| INFORMATION SHOWN |
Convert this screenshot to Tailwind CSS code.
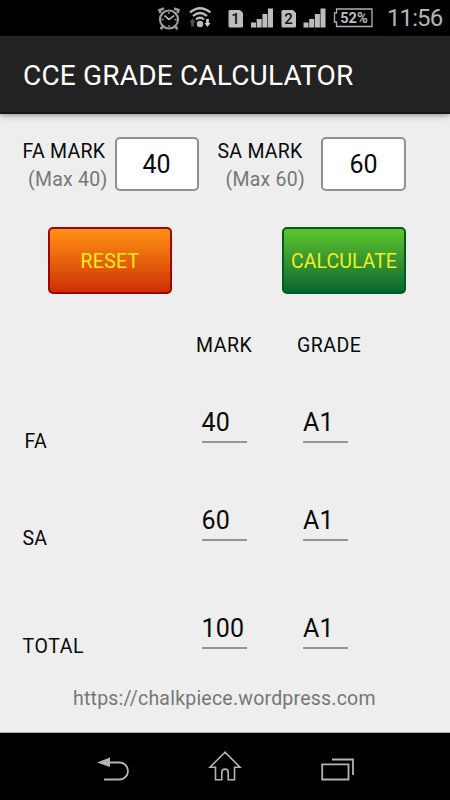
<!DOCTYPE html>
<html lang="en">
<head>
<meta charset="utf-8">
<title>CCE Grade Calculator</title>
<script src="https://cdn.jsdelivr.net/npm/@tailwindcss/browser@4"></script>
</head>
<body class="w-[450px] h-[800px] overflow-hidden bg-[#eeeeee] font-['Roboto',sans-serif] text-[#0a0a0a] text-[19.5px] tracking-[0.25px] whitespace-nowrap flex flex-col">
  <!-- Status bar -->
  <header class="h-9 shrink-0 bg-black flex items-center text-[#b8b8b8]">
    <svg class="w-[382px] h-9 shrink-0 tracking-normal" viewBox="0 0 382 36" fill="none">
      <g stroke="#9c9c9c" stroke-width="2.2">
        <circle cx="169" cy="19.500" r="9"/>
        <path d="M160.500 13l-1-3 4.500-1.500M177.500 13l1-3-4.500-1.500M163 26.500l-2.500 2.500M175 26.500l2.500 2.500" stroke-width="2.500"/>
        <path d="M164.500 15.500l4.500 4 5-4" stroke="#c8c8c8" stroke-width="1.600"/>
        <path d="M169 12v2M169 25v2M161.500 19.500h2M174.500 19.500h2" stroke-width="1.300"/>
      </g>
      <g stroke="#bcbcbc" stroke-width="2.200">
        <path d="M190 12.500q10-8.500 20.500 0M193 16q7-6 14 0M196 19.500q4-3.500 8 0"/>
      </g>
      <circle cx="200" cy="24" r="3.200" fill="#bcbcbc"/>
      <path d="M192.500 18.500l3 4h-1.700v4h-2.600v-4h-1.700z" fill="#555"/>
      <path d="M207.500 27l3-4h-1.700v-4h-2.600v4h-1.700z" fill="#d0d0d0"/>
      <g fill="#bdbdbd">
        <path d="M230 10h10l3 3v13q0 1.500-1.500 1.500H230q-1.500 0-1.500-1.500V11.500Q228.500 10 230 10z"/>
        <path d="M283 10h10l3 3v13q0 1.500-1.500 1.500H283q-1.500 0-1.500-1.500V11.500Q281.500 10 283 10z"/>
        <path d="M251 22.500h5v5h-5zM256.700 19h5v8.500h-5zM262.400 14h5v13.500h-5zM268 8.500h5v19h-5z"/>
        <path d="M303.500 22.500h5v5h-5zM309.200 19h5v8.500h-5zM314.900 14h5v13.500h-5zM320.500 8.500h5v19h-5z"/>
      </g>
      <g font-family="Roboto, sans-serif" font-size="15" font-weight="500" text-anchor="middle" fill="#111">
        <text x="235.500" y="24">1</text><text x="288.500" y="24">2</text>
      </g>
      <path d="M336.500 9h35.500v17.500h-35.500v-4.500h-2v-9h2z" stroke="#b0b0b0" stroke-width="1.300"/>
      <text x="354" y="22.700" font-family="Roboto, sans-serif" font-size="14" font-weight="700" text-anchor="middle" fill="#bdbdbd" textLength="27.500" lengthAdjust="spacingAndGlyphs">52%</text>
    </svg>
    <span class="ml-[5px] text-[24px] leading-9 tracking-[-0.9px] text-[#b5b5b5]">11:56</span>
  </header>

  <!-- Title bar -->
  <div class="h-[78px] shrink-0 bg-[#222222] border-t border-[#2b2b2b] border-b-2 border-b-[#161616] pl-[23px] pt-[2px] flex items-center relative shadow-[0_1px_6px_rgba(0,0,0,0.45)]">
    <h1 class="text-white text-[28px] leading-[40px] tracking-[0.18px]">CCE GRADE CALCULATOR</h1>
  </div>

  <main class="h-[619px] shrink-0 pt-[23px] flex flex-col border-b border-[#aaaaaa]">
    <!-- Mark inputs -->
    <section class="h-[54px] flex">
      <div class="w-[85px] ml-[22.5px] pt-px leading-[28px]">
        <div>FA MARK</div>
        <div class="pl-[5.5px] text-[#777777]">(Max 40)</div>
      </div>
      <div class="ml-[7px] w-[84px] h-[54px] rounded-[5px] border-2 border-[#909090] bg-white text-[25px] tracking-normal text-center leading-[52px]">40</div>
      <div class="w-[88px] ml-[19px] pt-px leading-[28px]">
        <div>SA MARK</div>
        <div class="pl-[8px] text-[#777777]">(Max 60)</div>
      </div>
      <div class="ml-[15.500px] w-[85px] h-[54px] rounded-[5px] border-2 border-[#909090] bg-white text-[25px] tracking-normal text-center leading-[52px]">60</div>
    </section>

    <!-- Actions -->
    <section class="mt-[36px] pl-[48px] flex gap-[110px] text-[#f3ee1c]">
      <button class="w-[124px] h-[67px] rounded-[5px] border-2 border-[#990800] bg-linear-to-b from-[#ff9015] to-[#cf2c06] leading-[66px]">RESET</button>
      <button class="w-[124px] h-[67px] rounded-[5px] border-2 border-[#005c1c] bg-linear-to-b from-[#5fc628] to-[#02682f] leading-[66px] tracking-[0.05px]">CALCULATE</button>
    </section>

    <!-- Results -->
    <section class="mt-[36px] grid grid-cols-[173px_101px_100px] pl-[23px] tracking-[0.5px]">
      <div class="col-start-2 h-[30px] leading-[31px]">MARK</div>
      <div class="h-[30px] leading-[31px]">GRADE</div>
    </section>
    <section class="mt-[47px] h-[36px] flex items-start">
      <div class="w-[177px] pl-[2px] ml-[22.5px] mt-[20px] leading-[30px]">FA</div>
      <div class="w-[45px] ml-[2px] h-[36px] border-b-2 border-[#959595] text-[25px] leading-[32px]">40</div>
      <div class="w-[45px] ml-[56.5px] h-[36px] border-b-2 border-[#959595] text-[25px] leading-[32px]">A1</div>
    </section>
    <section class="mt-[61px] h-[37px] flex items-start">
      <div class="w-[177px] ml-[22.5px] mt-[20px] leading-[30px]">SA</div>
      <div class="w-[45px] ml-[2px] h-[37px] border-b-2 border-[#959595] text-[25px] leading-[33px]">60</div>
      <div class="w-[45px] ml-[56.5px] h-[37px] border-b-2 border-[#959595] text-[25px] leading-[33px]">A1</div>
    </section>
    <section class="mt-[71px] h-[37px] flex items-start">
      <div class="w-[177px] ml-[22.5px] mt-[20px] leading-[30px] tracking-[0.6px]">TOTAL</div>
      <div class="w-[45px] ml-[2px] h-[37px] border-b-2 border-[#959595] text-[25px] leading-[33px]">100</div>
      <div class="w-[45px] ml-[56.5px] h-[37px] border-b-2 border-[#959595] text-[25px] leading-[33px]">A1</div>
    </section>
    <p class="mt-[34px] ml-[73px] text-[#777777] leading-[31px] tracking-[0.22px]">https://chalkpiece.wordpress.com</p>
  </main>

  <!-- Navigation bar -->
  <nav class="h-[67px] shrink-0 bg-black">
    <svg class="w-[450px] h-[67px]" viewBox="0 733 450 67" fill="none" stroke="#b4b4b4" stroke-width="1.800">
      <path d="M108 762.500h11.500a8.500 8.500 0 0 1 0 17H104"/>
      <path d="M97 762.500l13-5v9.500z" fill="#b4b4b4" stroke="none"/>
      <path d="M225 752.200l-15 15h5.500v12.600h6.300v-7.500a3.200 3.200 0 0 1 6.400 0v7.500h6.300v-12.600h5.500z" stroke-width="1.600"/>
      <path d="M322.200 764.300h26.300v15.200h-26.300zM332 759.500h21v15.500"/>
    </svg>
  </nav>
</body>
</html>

| SHORT TASK |
Go through the listing above and quote it exactly, apart from its images.

| EXPECTED OUTPUT |
Convert this screenshot to Tailwind CSS code.
<!DOCTYPE html>
<html lang="en">
<head>
<meta charset="utf-8">
<title>CCE Grade Calculator</title>
<script src="https://cdn.jsdelivr.net/npm/@tailwindcss/browser@4"></script>
</head>
<body class="w-[450px] h-[800px] overflow-hidden bg-[#eeeeee] font-['Roboto',sans-serif] text-[#0a0a0a] text-[19.5px] tracking-[0.25px] whitespace-nowrap flex flex-col">
  <!-- Status bar -->
  <header class="h-9 shrink-0 bg-black flex items-center text-[#b8b8b8]">
    <svg class="w-[382px] h-9 shrink-0 tracking-normal" viewBox="0 0 382 36" fill="none">
      <g stroke="#9c9c9c" stroke-width="2.2">
        <circle cx="169" cy="19.500" r="9"/>
        <path d="M160.500 13l-1-3 4.500-1.500M177.500 13l1-3-4.500-1.500M163 26.500l-2.500 2.500M175 26.500l2.500 2.500" stroke-width="2.500"/>
        <path d="M164.500 15.500l4.500 4 5-4" stroke="#c8c8c8" stroke-width="1.600"/>
        <path d="M169 12v2M169 25v2M161.500 19.500h2M174.500 19.500h2" stroke-width="1.300"/>
      </g>
      <g stroke="#bcbcbc" stroke-width="2.200">
        <path d="M190 12.500q10-8.500 20.500 0M193 16q7-6 14 0M196 19.500q4-3.500 8 0"/>
      </g>
      <circle cx="200" cy="24" r="3.200" fill="#bcbcbc"/>
      <path d="M192.500 18.500l3 4h-1.700v4h-2.600v-4h-1.700z" fill="#555"/>
      <path d="M207.500 27l3-4h-1.700v-4h-2.600v4h-1.700z" fill="#d0d0d0"/>
      <g fill="#bdbdbd">
        <path d="M230 10h10l3 3v13q0 1.500-1.500 1.500H230q-1.500 0-1.500-1.500V11.500Q228.500 10 230 10z"/>
        <path d="M283 10h10l3 3v13q0 1.500-1.500 1.500H283q-1.500 0-1.500-1.500V11.500Q281.500 10 283 10z"/>
        <path d="M251 22.500h5v5h-5zM256.700 19h5v8.500h-5zM262.400 14h5v13.500h-5zM268 8.500h5v19h-5z"/>
        <path d="M303.500 22.500h5v5h-5zM309.200 19h5v8.500h-5zM314.900 14h5v13.500h-5zM320.500 8.500h5v19h-5z"/>
      </g>
      <g font-family="Roboto, sans-serif" font-size="15" font-weight="500" text-anchor="middle" fill="#111">
        <text x="235.500" y="24">1</text><text x="288.500" y="24">2</text>
      </g>
      <path d="M336.500 9h35.500v17.500h-35.500v-4.500h-2v-9h2z" stroke="#b0b0b0" stroke-width="1.300"/>
      <text x="354" y="22.700" font-family="Roboto, sans-serif" font-size="14" font-weight="700" text-anchor="middle" fill="#bdbdbd" textLength="27.500" lengthAdjust="spacingAndGlyphs">52%</text>
    </svg>
    <span class="ml-[5px] text-[24px] leading-9 tracking-[-0.9px] text-[#b5b5b5]">11:56</span>
  </header>

  <!-- Title bar -->
  <div class="h-[78px] shrink-0 bg-[#222222] border-t border-[#2b2b2b] border-b-2 border-b-[#161616] pl-[23px] pt-[2px] flex items-center relative shadow-[0_1px_6px_rgba(0,0,0,0.45)]">
    <h1 class="text-white text-[28px] leading-[40px] tracking-[0.18px]">CCE GRADE CALCULATOR</h1>
  </div>

  <main class="h-[619px] shrink-0 pt-[23px] flex flex-col border-b border-[#aaaaaa]">
    <!-- Mark inputs -->
    <section class="h-[54px] flex">
      <div class="w-[85px] ml-[22.5px] pt-px leading-[28px]">
        <div>FA MARK</div>
        <div class="pl-[5.5px] text-[#777777]">(Max 40)</div>
      </div>
      <div class="ml-[7px] w-[84px] h-[54px] rounded-[5px] border-2 border-[#909090] bg-white text-[25px] tracking-normal text-center leading-[52px]">40</div>
      <div class="w-[88px] ml-[19px] pt-px leading-[28px]">
        <div>SA MARK</div>
        <div class="pl-[8px] text-[#777777]">(Max 60)</div>
      </div>
      <div class="ml-[15.500px] w-[85px] h-[54px] rounded-[5px] border-2 border-[#909090] bg-white text-[25px] tracking-normal text-center leading-[52px]">60</div>
    </section>

    <!-- Actions -->
    <section class="mt-[36px] pl-[48px] flex gap-[110px] text-[#f3ee1c]">
      <button class="w-[124px] h-[67px] rounded-[5px] border-2 border-[#990800] bg-linear-to-b from-[#ff9015] to-[#cf2c06] leading-[66px]">RESET</button>
      <button class="w-[124px] h-[67px] rounded-[5px] border-2 border-[#005c1c] bg-linear-to-b from-[#5fc628] to-[#02682f] leading-[66px] tracking-[0.05px]">CALCULATE</button>
    </section>

    <!-- Results -->
    <section class="mt-[36px] grid grid-cols-[173px_101px_100px] pl-[23px] tracking-[0.5px]">
      <div class="col-start-2 h-[30px] leading-[31px]">MARK</div>
      <div class="h-[30px] leading-[31px]">GRADE</div>
    </section>
    <section class="mt-[47px] h-[36px] flex items-start">
      <div class="w-[177px] pl-[2px] ml-[22.5px] mt-[20px] leading-[30px]">FA</div>
      <div class="w-[45px] ml-[2px] h-[36px] border-b-2 border-[#959595] text-[25px] leading-[32px]">40</div>
      <div class="w-[45px] ml-[56.5px] h-[36px] border-b-2 border-[#959595] text-[25px] leading-[32px]">A1</div>
    </section>
    <section class="mt-[61px] h-[37px] flex items-start">
      <div class="w-[177px] ml-[22.5px] mt-[20px] leading-[30px]">SA</div>
      <div class="w-[45px] ml-[2px] h-[37px] border-b-2 border-[#959595] text-[25px] leading-[33px]">60</div>
      <div class="w-[45px] ml-[56.5px] h-[37px] border-b-2 border-[#959595] text-[25px] leading-[33px]">A1</div>
    </section>
    <section class="mt-[71px] h-[37px] flex items-start">
      <div class="w-[177px] ml-[22.5px] mt-[20px] leading-[30px] tracking-[0.6px]">TOTAL</div>
      <div class="w-[45px] ml-[2px] h-[37px] border-b-2 border-[#959595] text-[25px] leading-[33px]">100</div>
      <div class="w-[45px] ml-[56.5px] h-[37px] border-b-2 border-[#959595] text-[25px] leading-[33px]">A1</div>
    </section>
    <p class="mt-[34px] ml-[73px] text-[#777777] leading-[31px] tracking-[0.22px]">https://chalkpiece.wordpress.com</p>
  </main>

  <!-- Navigation bar -->
  <nav class="h-[67px] shrink-0 bg-black">
    <svg class="w-[450px] h-[67px]" viewBox="0 733 450 67" fill="none" stroke="#b4b4b4" stroke-width="1.800">
      <path d="M108 762.500h11.500a8.500 8.500 0 0 1 0 17H104"/>
      <path d="M97 762.500l13-5v9.500z" fill="#b4b4b4" stroke="none"/>
      <path d="M225 752.200l-15 15h5.500v12.600h6.300v-7.500a3.200 3.200 0 0 1 6.400 0v7.500h6.300v-12.600h5.500z" stroke-width="1.600"/>
      <path d="M322.200 764.300h26.300v15.200h-26.300zM332 759.500h21v15.500"/>
    </svg>
  </nav>
</body>
</html>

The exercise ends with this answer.